Doll, along with Austin Bradford Hill, established the link between smoking and lung cancer in 1950. He raised money for the founding of Green College (now Green Templeton College) as a graduate college specialising in medicine. Large-scale studies of the causes, prevention and treatment of cancers and other major diseases are now based in the Richard Doll Building, opened in 2005.
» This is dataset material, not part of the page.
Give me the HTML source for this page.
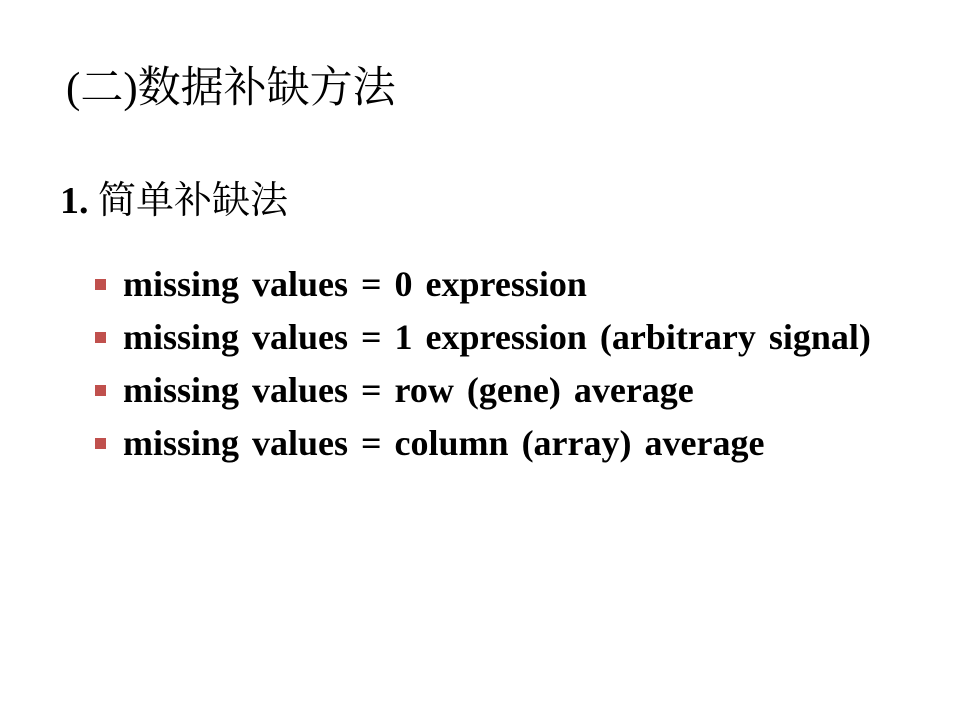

  • Papers are held by the Wellcome Library, London

1979-92

Sir Henry Harris (b. 1925), medical researcher

Harris followed Sir Howard Florey as Professor of Pathology at the Sir William Dunn School of Pathology in 1963. He and his colleagues developed the technique of cell fusion, one of the main roots of somatic cell genetics. By this means they devised the first systematic method of determining the order of genes along the human chromosome. In 1969 Harris demonstrated that certain normal genes have the ability to suppress malignancy. Worldwide research continues on these, now referred to as tumour suppressor genes. In retirement he published a volume of short stories, Remnants of a Quiet Life (Oxford, 2006).

1992-2000

Sir David John Weatherall (b. 1933), molecular geneticist

Sir David was appointed Nuffield Professor of Clinical Medicine in 1974. His major contribution to medicine has been his research into thalassaemia, a set of inherited blood disorders that affect the body’s ability to create red blood cells. He has been able to improve clinical treatment of the disease and introduce programmes for its prevention and management, particularly in developing countries. Largely due to him, Oxford University is recognised as a world leader in global health, with a network of long-standing clinical research units in Thailand, Laos, Vietnam and Kenya funded by the Wellcome Trust, and a Medical Research Council unit in The Gambia.

Sir David established an Institute of Molecular Medicine at the University in 1989, which was renamed the Weatherall Institute of Molecular Medicine on his retirement in 2000. Its scientists work on areas of molecular and cell biology that can improve the understanding and treatment of diseases such as cancer and HIV/AIDS.